Ivan Turgenev (1818-1883) was a major Russian novelist, and when I saw Fathers and Sons as an audio book at the library, I grabbed it for my ‘Year of Russian Reading’. It was first published in 1862 and immediately provoked controversy by offending almost all classes of Russian society.
There is not a great deal of action in this most interesting book: it is mainly dialogue, mostly between two young friends dissecting what’s wrong with 19th century Russian society (not long before the Revolution). While studying at the University of Petersburg young Arkady Kirsanov meets Evgeny Bazarov (who is studying to be a doctor), and is so attracted by his intellect that he invites him home to Marino, the family estate in the provinces. What follows is a classic tale of a generation gap: Bazarov is a nihilist who acknowledges no authority, no ideals and no purpose to life. He likes arguing for the sake of it, and he doesn’t care who he offends – he doesn’t agree with old-fashioned ideas about being polite to one’s hosts! His radical attacks on convention appal Arkady’s father Nikolai and uncle Pavel, and while Nikolai seems to nurse his disquiet privately and is willing to overlook Bazarov’s views because he is so pleased to have Arkady at home, his brother Pavel is most indignant about Bazarov’s rudeness. This hostility culminates in the most dramatic scene in the book, which I’ll leave readers to discover for themselves.

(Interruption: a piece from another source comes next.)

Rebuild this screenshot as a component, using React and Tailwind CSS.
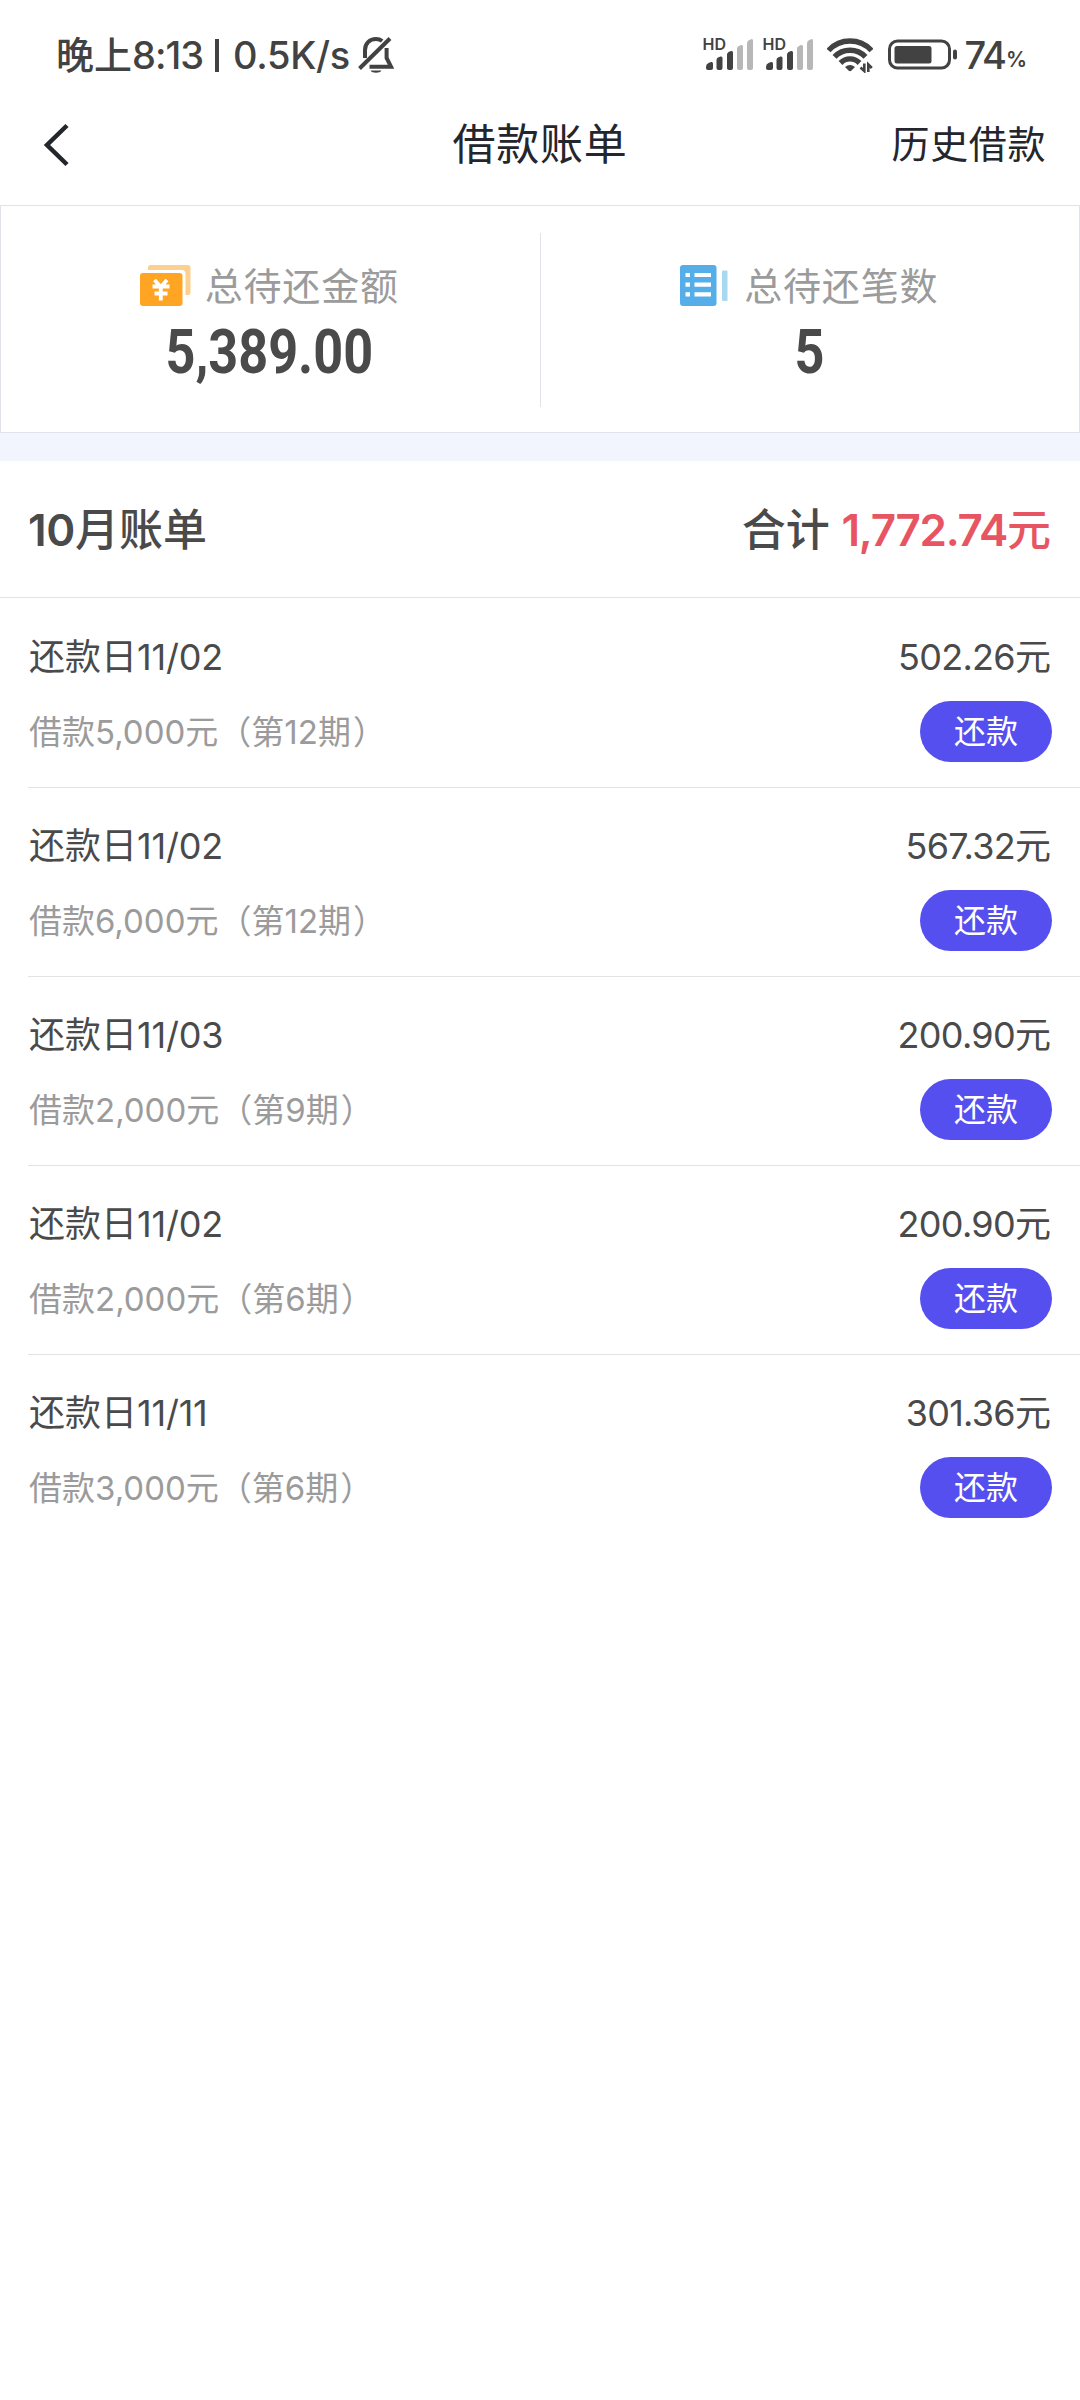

To show the extent of Bazarov’s casual attitude to the feelings of others, Turgenev’s plot then takes them to visit the home of Anna Odintsova in a neighboring province. She is the nearest a woman can be to being an intellectual in a society that denies women education. The men’s friendship is tested on and off during the novel when they think they are in competition for the same woman but ultimately Arkady defers to his domineering friend and takes an interest in Anna’s sister Katya instead.
Anna enjoys sparring with Bazarov who lectures her loud and long about how nothing (including love) has any value. But Anna’s interest in Bazarov is intellectual not emotional. At 29, and a rich widow, she has liberal opinions but is very set in her ways and she fears the change that an emotional attachment would bring. Ironically it is Bazarov who eventually abandons his pride and admits his feelings for her. But, doomed to unhappiness because of his philosophy, Bazarov fails to arouse her affections and his temerity gets a frosty reception. The young men leave with emotions running high but nothing resolved.
Next the young men visit Bazarov’s family, where his own mother Irina can’t understand his blasé attitude to family life. She weeps copious tears because of his neglect of her and although she is proud of his achievements, when he leaves she grieves like a ‘mushroom in the soil that can’t fly after him’. By now Arkady is missing Katya and his relationship with Bazarov is a bit
hormonal testy - they almost have a punch-up. Things go from bad to worse when they return to Marino, and eventually Arkady sets off to woo Katya while Bazarov stays behind to foster further enmity from Uncle Pavel. Things do not end well for Bazarov…
Each character represents a type in Russian society. The younger generation symbolise reformers. Bazarov represents the young radical intelligentsia that would overthrow prevailing values and lead the revolution. He is brash and unkind, with a utilitarian attitude towards people, and one can only feel that Odintsova is better off without him, (especially since he ends up flirting with Nikolai’s concubine). Arcady is a dilettante, attracted to Bazarov because his ideas are new and different, but deep down he’s offended by his friend’s offhand behaviour. Arkady is an unreliable follower.
The older generation symbolise conservatism, resistance to change and barriers to change. Pavel represents the intransigent aristocracy, unwilling to listen to any ideas about reform,and easily provoked to violence when their interests are threatened. Nikolai, on the other hand is a bit more adaptable, but isn’t interested in any change that would compromise his own personal comfort. He represents those who just want a quiet life and will stand by and do nothing while progress passes them by. There are also sceptical peasants and servants who we (with the hindsight of history) know will soon have the upper hand over these aristocrats who have nothing better to do than talk…
The story is read with great flair by Anthony Heald.